Pick two axes, $x$ in the direction of the velocity, $y$ perpendicular to velocity, but take care that the force vector be contained in the $x, y$ plane. Then the force makes with the velocity an angle $\theta$. The projection of the force on the velocity is $F_x = F cos(\theta)$, and the projection orthogonal to the velocity is $F_y = Fsin(\theta)$, s.t. the velocity projections are

(1) $v_x = v_0 + \int_{t_0}^t \frac {F(t) cos(\theta)}{m} dt$,

(2) $v_y = \int_{t_0}^t \frac {F(t) sin(\theta)}{m} dt$.

where I take the time at which the force was applied as $t_0$ and $v_0 = v(t_0)$ is the velocity before the force is applied. The angle $\alpha$ by which the direction of the velocity changes is given in any case by

(3) $tan (\alpha) = v_y/v_x$.

Now, if the case is that the force adjusts itself all the time so as to be perpendicular to $\vec v$, (see Phonix' question) then at the time $t = t_0 +dt$, we have

(4) $v_x(t_0 + dt) = v_0$,

(5) $v_y = \frac {F(t_0)}{m} dt$,

and $tan (\alpha)$ is according to (1)

(6) $tan (\alpha(t_0 + dt)) = \frac {F(t_0)}{m} \frac {dt}{v_0}$.

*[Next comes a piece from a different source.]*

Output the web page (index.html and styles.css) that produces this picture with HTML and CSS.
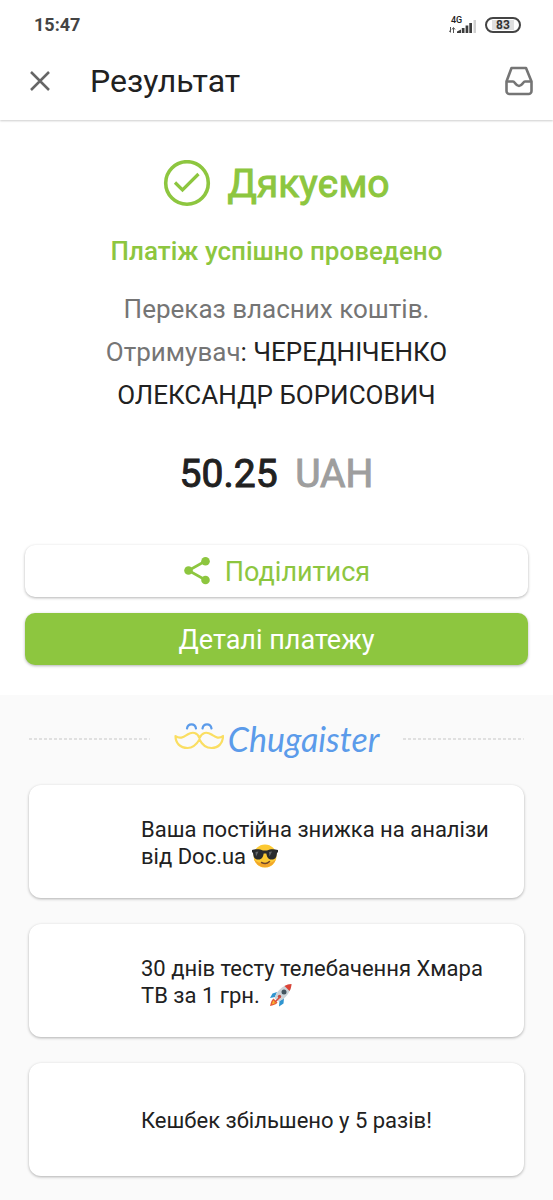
FILE: index.html
```html
<!DOCTYPE html>
<html lang="uk">
<head>
<meta charset="utf-8">
<meta name="viewport" content="width=device-width, initial-scale=1">
<title>Результат</title>
<link rel="stylesheet" href="styles.css">
</head>
<body>
<header class="top">
  <div class="status">
    <time class="clock">15:47</time>
    <div class="indicators">
      <div class="network">
        <span class="network-type">4G</span>
        <svg class="signal" width="28" height="14" viewBox="0 0 28 14" aria-hidden="true">
          <path d="M1.500 7v5M0 10.500l1.500 2M4.500 13V8M3 9.500l1.500-2 1.500 2" fill="none" stroke="#555" stroke-width="1"/>
          <path d="M8 13v-1.500l4-2V13zM12.800 8h2.700v5h-2.700zM16.600 5.500h2.700V13h-2.700zM20.300 3h2.700v10h-2.700z" fill="#3d3d3d"/>
          <path d="M24.500 0H27v13h-2.500z" fill="#d0d0d0"/>
        </svg>
      </div>
      <div class="battery"><span class="battery-level">83</span></div>
    </div>
  </div>
  <div class="bar">
    <button class="icon-button" type="button" aria-label="Закрити">
      <svg width="20" height="20" viewBox="0 0 20 20"><path d="M1 1l18 18M19 1L1 19" fill="none" stroke="#666" stroke-width="2.500"/></svg>
    </button>
    <h1 class="title">Результат</h1>
    <button class="icon-button" type="button" aria-label="Архів">
      <svg width="30" height="30" viewBox="0 0 30 30" fill="none" stroke="#757575" stroke-width="2.600" stroke-linejoin="round">
        <path d="M7.500 2h14.500l5.500 13.500V25a3 3 0 0 1-3 3h-19a3 3 0 0 1-3-3v-9.500z"/>
        <path d="M2.500 15.500h6.500c2 0 2.500 4.500 6 4.500s4-4.500 6-4.500h6.500"/>
      </svg>
    </button>
  </div>
</header>
<main>
  <section class="result">
    <div class="thanks">
      <svg width="48" height="48" viewBox="0 0 48 48" fill="none" stroke="#8dc63f" aria-hidden="true">
        <circle cx="24" cy="23" r="21.300" stroke-width="3.600"/>
        <path d="M12 22.500l7.500 7.500L35.500 14" stroke-width="3.200"/>
      </svg>
      <h2 class="thanks-text">Дякуємо</h2>
    </div>
    <p class="success">Платіж успішно проведено</p>
    <p class="details">Переказ власних коштів.</p>
    <p class="details"><span>Отримувач</span><span class="recipient">: ЧЕРЕДНІЧЕНКО</span> <span class="recipient">ОЛЕКСАНДР БОРИСОВИЧ</span></p>
    <p class="amount">50.25 <span class="currency">UAH</span></p>
    <div class="actions">
      <button class="button" type="button">
        <svg width="28" height="30" viewBox="0 0 28 30" aria-hidden="true">
          <path d="M22.500 4L5.500 13.500l17 9.500" fill="none" stroke="#8dc63f" stroke-width="2.600"/>
          <g fill="#8dc63f"><circle cx="22.500" cy="4.300" r="4.300"/><circle cx="5.500" cy="13.500" r="4.300"/><circle cx="22.500" cy="23" r="4.300"/></g>
        </svg>
        Поділитися
      </button>
      <button class="button button-primary" type="button">Деталі платежу</button>
    </div>
  </section>
  <section class="offers">
    <div class="brand">
      <svg class="dots" width="100%" height="2" aria-hidden="true"><line x1="0" y1="1" x2="100%" y2="1" stroke="#d8d8d8" stroke-width="1.500" stroke-dasharray="3 2"/></svg>
      <div class="logo">
        <svg width="50" height="32" viewBox="0 0 50 32" fill="none" stroke-linecap="round" stroke-linejoin="round" aria-hidden="true">
          <path d="M13 5.500c1-5.500 8-5.500 9 0M28.500 5.500c1-5.500 8-5.500 9 0" stroke="#5b9bea" stroke-width="2.200"/>
          <path d="M1.500 13c4.500 3.500 8 1 12-1.500 5-3.200 10-2 12 3.500 2.500-5.500 7-6.700 12-3.500 4 2.500 7 5 11.500 1.500 0 7-4.500 12-11.500 12-6 0-9.500-3.500-12-8.500-3 5-6 8.500-12 8.500C6 25 1.500 20 1.500 13z" stroke="#fade62" stroke-width="2.200"/>
        </svg>
        <span class="brand-name">Chugaister</span>
      </div>
      <svg class="dots" width="100%" height="2" aria-hidden="true"><line x1="0" y1="1" x2="100%" y2="1" stroke="#d8d8d8" stroke-width="1.500" stroke-dasharray="3 2"/></svg>
    </div>
    <a class="card" href="#doc"><span>Ваша постійна знижка на аналізи від Doc.ua
      <svg class="emoji" width="26" height="24" viewBox="0 0 26 24" role="img" aria-label="Смайлик в окулярах">
        <circle cx="13" cy="12" r="11.500" fill="#fcc932"/>
        <path d="M2 15a11.500 11.500 0 0 0 22 0c-4 6-18 6-22 0z" fill="#f2a52b"/>
        <path d="M0 6c4-1.200 8-1 11 0.500h4C18 5 22 4.800 26 6v2l-1 1c-0.500 5-2 6.500-5.500 6.500S15 13 14.300 9.500h-2.600C11 13 10 15.500 6.500 15.500S1.500 14 1 9L0 8z" fill="#292b2d"/>
        <path d="M3.500 8l3-0.500-2.500 5zM17 8l3-0.500-2.500 5z" fill="#65696c"/>
        <path d="M9.500 18.500c3 1.500 6 1 8-1" fill="none" stroke="#70452a" stroke-width="1.500" stroke-linecap="round"/>
      </svg></span></a>
    <a class="card" href="#tv"><span>30 днів тесту телебачення Хмара ТВ за 1 грн.
      <svg class="emoji rocket" width="24" height="24" viewBox="0 0 24 24" role="img" aria-label="Ракета">
        <path d="M8 9L3.500 10.500 1 15l5-1zM15 15l-0.500 5.500-4.500 3 0.500-5.500z" fill="#2f95d0"/>
        <path d="M4.500 15.500C2 17 2 20 1 23c3-1 6-1 7.500-3.500z" fill="#e65b39"/>
        <path d="M4.700 17.500C3.500 18.500 3.500 20 3 21.200c1.500-0.500 3-0.500 3.700-1.700z" fill="#fbc02d"/>
        <path d="M5.500 15c1.500-6 7.500-13 17-14-0.500 9-7.500 16-13.500 17.500z" fill="#cbd3d8"/>
        <path d="M15.500 3c2-1.200 4.500-1.900 7-2-0.100 2.500-0.800 5-2 7z" fill="#dc4437"/>
        <circle cx="15" cy="9" r="2.500" fill="#43545f"/><circle cx="10.500" cy="13.500" r="1.700" fill="#b94d45"/>
        <path d="M11 13l-5 5-1.500 2 3-1.500 4.500-4.500z" fill="#d94b3d"/>
      </svg></span></a>
    <a class="card" href="#cashback"><span>Кешбек збільшено у 5 разів!</span></a>
  </section>
</main>
</body>
</html>
```
FILE: styles.css
```css
* { box-sizing: border-box; }
body {
  margin: 0;
  background: #fafafa;
  color: #212121;
  font-family: Roboto, "Noto Sans", sans-serif;
}
h1, h2, p { margin: 0; }
button { font: inherit; border: 0; cursor: pointer; }
svg { display: block; flex: none; }

.top {
  position: relative;
  background: #fff;
  box-shadow: 0 1px 2px rgba(0, 0, 0, 0.2);
}
.status {
  display: flex;
  justify-content: space-between;
  align-items: center;
  height: 42px;
  padding: 8px 32px 0 34px;
}
.clock { color: #444; font-size: 18px; font-weight: 700; line-height: 24px; }
.indicators { display: flex; align-items: center; gap: 8px; }
.network { display: flex; flex-direction: column; }
.network-type { padding-left: 2px; margin-bottom: -4px; font-size: 9px; font-weight: 500; line-height: 8px; }
.battery {
  display: flex;
  justify-content: center;
  width: 36px;
  height: 16px;
  padding: 1px;
  border: 2px solid #444;
  border-radius: 8px;
}
.battery-level {
  padding: 0 4px;
  background: #e0e0e0;
  color: #333;
  font-size: 12px;
  font-weight: 700;
  line-height: 10px;
}
.bar {
  display: flex;
  align-items: center;
  height: 78px;
  padding: 0 19px 0 30px;
}
.icon-button { padding: 0; background: none; }
.title { flex: 1; margin-left: 40px; font-size: 32px; font-weight: 400; line-height: 42px; }

.result {
  padding: 36px 25px 30px;
  background: #fff;
  text-align: center;
}
.thanks {
  display: flex;
  align-items: center;
  justify-content: center;
  gap: 16px;
  color: #8dc63f;
}
.thanks-text {
  font-size: 39px;
  font-weight: 400;
  line-height: 56px;
  -webkit-text-stroke: 1px currentColor;
}
.success { margin: 22px 0 20px; color: #8dc63f; font-size: 26px; font-weight: 500; line-height: 34px; }
.details { padding: 0 64px; color: #757575; font-size: 26px; line-height: 43px; }
.recipient { color: #212121; }
.amount {
  margin-top: 31px;
  font-size: 39px;
  font-weight: 400;
  line-height: 52px;
  -webkit-text-stroke: 1px currentColor;
}
.currency { margin-left: 8px; color: #9e9e9e; }
.actions { display: grid; gap: 16px; margin-top: 45px; }
.button {
  display: flex;
  align-items: center;
  justify-content: center;
  gap: 14px;
  height: 52px;
  padding: 2px 0 0;
  border-radius: 10px;
  background: #fff;
  box-shadow: 0 1px 3px rgba(0, 0, 0, 0.3);
  color: #8dc63f;
  font-size: 27px;
}
.button-primary { background: #8dc63f; color: #fff; }

.offers { display: grid; gap: 26px; padding: 20px 29px 24px; }
.brand { display: flex; align-items: center; gap: 24px; height: 44px; padding-top: 4px; }
.dots { flex: 1; min-width: 0; }
.logo { display: flex; align-items: center; gap: 4px; }
.brand-name { color: #5b9bea; font-family: Lato, sans-serif; font-size: 34px; font-style: italic; line-height: 40px; }
.card {
  display: flex;
  align-items: center;
  min-height: 113px;
  padding: 18px 24px 16px 112px;
  border-radius: 12px;
  background: #fff;
  box-shadow: 0 1px 3px rgba(0, 0, 0, 0.3);
  color: #212121;
  font-size: 22px;
  line-height: 27px;
  text-decoration: none;
}
.emoji { display: inline-block; vertical-align: -4px; }
.rocket { margin-left: 4px; }
```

however, the force is along the direction

$\beta(t_0 + dt) = arctan(\frac {F}{m} \frac {dt}{v_0}) + \pi/2$,

or,

(7) $cotan(\beta(t_0 + dt)) = \frac {F}{m} \frac {dt}{v_0}$,

Now, we can apply the equations (1) and (2).

(8) $v_x = v_0 + \frac {F(t_0 +dt) cos(beta(t_0 + dt))}{m} dt$,

(9) $v_y = \frac {F(t_0)}{m} dt + \frac {F(t_0 + dt) sin(\theta)}{m} dt$.,

This is the tableau if the force varies I time. Maybe it can be simplified, but what I see is that the solution is iterative, because the force depends on both $t$ and $v$.

However, if the force is constant in magnitude, only always perpendicular to velocity the answer to your question is covered by the site Rotation systems. Problem interpreting an equation would be of further help.